## WRITTEN INSTRUCTION:
Omit all images. Write out the rest of the material exactly.

## DATA LINES:
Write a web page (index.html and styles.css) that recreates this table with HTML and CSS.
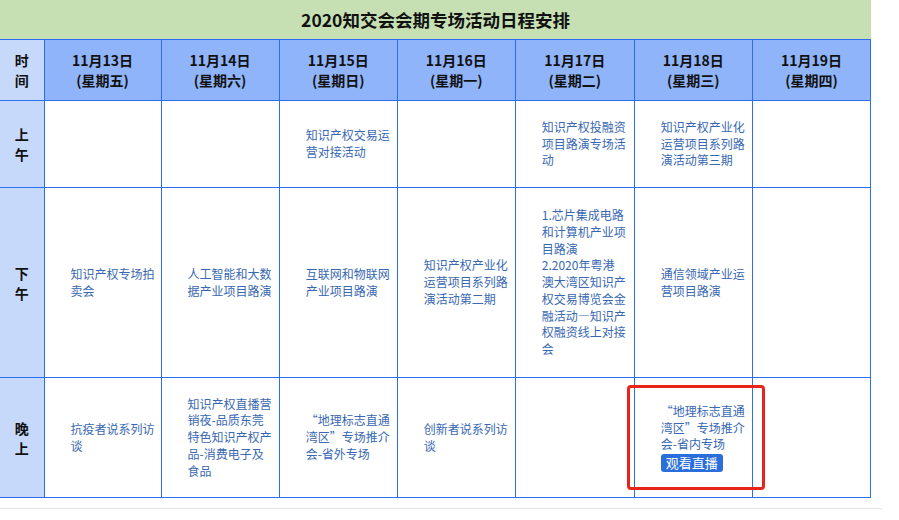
FILE: index.html
```html
<!DOCTYPE html>
<html lang="zh-CN">
<head>
<meta charset="utf-8">
<title>2020知交会会期专场活动日程安排</title>
<link rel="stylesheet" href="styles.css">
</head>
<body>
<div class="page">
  <div class="title">2020知交会会期专场活动日程安排</div>
  <table class="schedule">
    <colgroup>
      <col class="c-time"><col class="c-narrow"><col class="c-day"><col class="c-day"><col class="c-day"><col class="c-wide"><col class="c-day"><col class="c-day">
    </colgroup>
    <tr class="r-head">
      <th class="label">时<br>间</th>
      <th>11月13日<br>(星期五)</th>
      <th>11月14日<br>(星期六)</th>
      <th>11月15日<br>(星期日)</th>
      <th>11月16日<br>(星期一)</th>
      <th>11月17日<br>(星期二)</th>
      <th>11月18日<br>(星期三)</th>
      <th>11月19日<br>(星期四)</th>
    </tr>
    <tr class="r-am">
      <th class="label">上<br>午</th>
      <td></td>
      <td></td>
      <td>知识产权交易运<br>营对接活动</td>
      <td></td>
      <td>知识产权投融资<br>项目路演专场活<br>动</td>
      <td>知识产权产业化<br>运营项目系列路<br>演活动第三期</td>
      <td></td>
    </tr>
    <tr class="r-pm">
      <th class="label">下<br>午</th>
      <td>知识产权专场拍<br>卖会</td>
      <td>人工智能和大数<br>据产业项目路演</td>
      <td>互联网和物联网<br>产业项目路演</td>
      <td>知识产权产业化<br>运营项目系列路<br>演活动第二期</td>
      <td>1.芯片集成电路<br>和计算机产业项<br>目路演<br>2.2020年粤港<br>澳大湾区知识产<br>权交易博览会金<br>融活动—知识产<br>权融资线上对接<br>会</td>
      <td>通信领域产业运<br>营项目路演</td>
      <td></td>
    </tr>
    <tr class="r-eve">
      <th class="label">晚<br>上</th>
      <td>抗疫者说系列访<br>谈</td>
      <td>知识产权直播营<br>销夜-品质东莞<br>特色知识产权产<br>品-消费电子及<br>食品</td>
      <td>“地理标志直通<br>湾区”专场推介<br>会-省外专场</td>
      <td>创新者说系列访<br>谈</td>
      <td></td>
      <td class="live">“地理标志直通<br>湾区”专场推介<br>会-省内专场<br><span class="btn">观看直播</span></td>
      <td></td>
    </tr>
  </table>
  <div class="rule"></div>
  <div class="highlight"></div>
</div>
</body>
</html>
```

FILE: styles.css
```css
html, body {
  margin: 0;
  padding: 0;
  background: #ffffff;
}

body {
  font-family: "Noto Sans CJK SC", "Noto Sans", sans-serif;
}

.page {
  position: relative;
  width: 899px;
}

.title {
  width: 871px;
  height: 39px;
  line-height: 39px;
  background: #c6e0b4;
  color: #111;
  font-size: 17.5px;
  font-weight: bold;
  text-align: center;
}

.schedule {
  width: 871px;
  border-collapse: collapse;
  table-layout: fixed;
}

.c-time { width: 44px; }
.c-narrow { width: 117px; }
.c-day { width: 118px; }
.c-wide { width: 119px; }

.schedule th,
.schedule td {
  border: 1px solid #2c6ef0;
  padding: 0;
}

.schedule tr > :first-child {
  border-left: none;
}

.schedule th {
  font-size: 14px;
  font-weight: bold;
  line-height: 20px;
  color: #111;
  text-align: center;
  vertical-align: middle;
  background: #8fb4fa;
}

.schedule th.label {
  background: #c6d9fb;
}

.schedule td {
  font-size: 12px;
  line-height: 16.7px;
  color: #3868b2;
  text-align: left;
  vertical-align: middle;
  padding: 0 2px 0 26px;
  background: #fff;
}

.r-head { height: 61px; }
.r-am { height: 87px; }
.r-pm { height: 190px; }
.r-eve { height: 120px; }

.btn {
  display: inline-block;
  margin-top: 1px;
  height: 18px;
  line-height: 18px;
  padding: 0 5px;
  font-size: 13px;
  color: #fff;
  background: #2a6edb;
  border-radius: 3px;
}

.rule {
  width: 882px;
  height: 1px;
  margin-top: 10px;
  background: #e6e6e6;
}

.highlight {
  position: absolute;
  left: 627px;
  top: 385px;
  width: 132px;
  height: 99px;
  border: 3px solid #e8231c;
  border-radius: 4px;
}
```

## THE COMPLETED TASK:
Write a web page (index.html and styles.css) that recreates this table with HTML and CSS.
FILE: index.html
```html
<!DOCTYPE html>
<html lang="zh-CN">
<head>
<meta charset="utf-8">
<title>2020知交会会期专场活动日程安排</title>
<link rel="stylesheet" href="styles.css">
</head>
<body>
<div class="page">
  <div class="title">2020知交会会期专场活动日程安排</div>
  <table class="schedule">
    <colgroup>
      <col class="c-time"><col class="c-narrow"><col class="c-day"><col class="c-day"><col class="c-day"><col class="c-wide"><col class="c-day"><col class="c-day">
    </colgroup>
    <tr class="r-head">
      <th class="label">时<br>间</th>
      <th>11月13日<br>(星期五)</th>
      <th>11月14日<br>(星期六)</th>
      <th>11月15日<br>(星期日)</th>
      <th>11月16日<br>(星期一)</th>
      <th>11月17日<br>(星期二)</th>
      <th>11月18日<br>(星期三)</th>
      <th>11月19日<br>(星期四)</th>
    </tr>
    <tr class="r-am">
      <th class="label">上<br>午</th>
      <td></td>
      <td></td>
      <td>知识产权交易运<br>营对接活动</td>
      <td></td>
      <td>知识产权投融资<br>项目路演专场活<br>动</td>
      <td>知识产权产业化<br>运营项目系列路<br>演活动第三期</td>
      <td></td>
    </tr>
    <tr class="r-pm">
      <th class="label">下<br>午</th>
      <td>知识产权专场拍<br>卖会</td>
      <td>人工智能和大数<br>据产业项目路演</td>
      <td>互联网和物联网<br>产业项目路演</td>
      <td>知识产权产业化<br>运营项目系列路<br>演活动第二期</td>
      <td>1.芯片集成电路<br>和计算机产业项<br>目路演<br>2.2020年粤港<br>澳大湾区知识产<br>权交易博览会金<br>融活动—知识产<br>权融资线上对接<br>会</td>
      <td>通信领域产业运<br>营项目路演</td>
      <td></td>
    </tr>
    <tr class="r-eve">
      <th class="label">晚<br>上</th>
      <td>抗疫者说系列访<br>谈</td>
      <td>知识产权直播营<br>销夜-品质东莞<br>特色知识产权产<br>品-消费电子及<br>食品</td>
      <td>“地理标志直通<br>湾区”专场推介<br>会-省外专场</td>
      <td>创新者说系列访<br>谈</td>
      <td></td>
      <td class="live">“地理标志直通<br>湾区”专场推介<br>会-省内专场<br><span class="btn">观看直播</span></td>
      <td></td>
    </tr>
  </table>
  <div class="rule"></div>
  <div class="highlight"></div>
</div>
</body>
</html>
```

FILE: styles.css
```css
html, body {
  margin: 0;
  padding: 0;
  background: #ffffff;
}

body {
  font-family: "Noto Sans CJK SC", "Noto Sans", sans-serif;
}

.page {
  position: relative;
  width: 899px;
}

.title {
  width: 871px;
  height: 39px;
  line-height: 39px;
  background: #c6e0b4;
  color: #111;
  font-size: 17.5px;
  font-weight: bold;
  text-align: center;
}

.schedule {
  width: 871px;
  border-collapse: collapse;
  table-layout: fixed;
}

.c-time { width: 44px; }
.c-narrow { width: 117px; }
.c-day { width: 118px; }
.c-wide { width: 119px; }

.schedule th,
.schedule td {
  border: 1px solid #2c6ef0;
  padding: 0;
}

.schedule tr > :first-child {
  border-left: none;
}

.schedule th {
  font-size: 14px;
  font-weight: bold;
  line-height: 20px;
  color: #111;
  text-align: center;
  vertical-align: middle;
  background: #8fb4fa;
}

.schedule th.label {
  background: #c6d9fb;
}

.schedule td {
  font-size: 12px;
  line-height: 16.7px;
  color: #3868b2;
  text-align: left;
  vertical-align: middle;
  padding: 0 2px 0 26px;
  background: #fff;
}

.r-head { height: 61px; }
.r-am { height: 87px; }
.r-pm { height: 190px; }
.r-eve { height: 120px; }

.btn {
  display: inline-block;
  margin-top: 1px;
  height: 18px;
  line-height: 18px;
  padding: 0 5px;
  font-size: 13px;
  color: #fff;
  background: #2a6edb;
  border-radius: 3px;
}

.rule {
  width: 882px;
  height: 1px;
  margin-top: 10px;
  background: #e6e6e6;
}

.highlight {
  position: absolute;
  left: 627px;
  top: 385px;
  width: 132px;
  height: 99px;
  border: 3px solid #e8231c;
  border-radius: 4px;
}
```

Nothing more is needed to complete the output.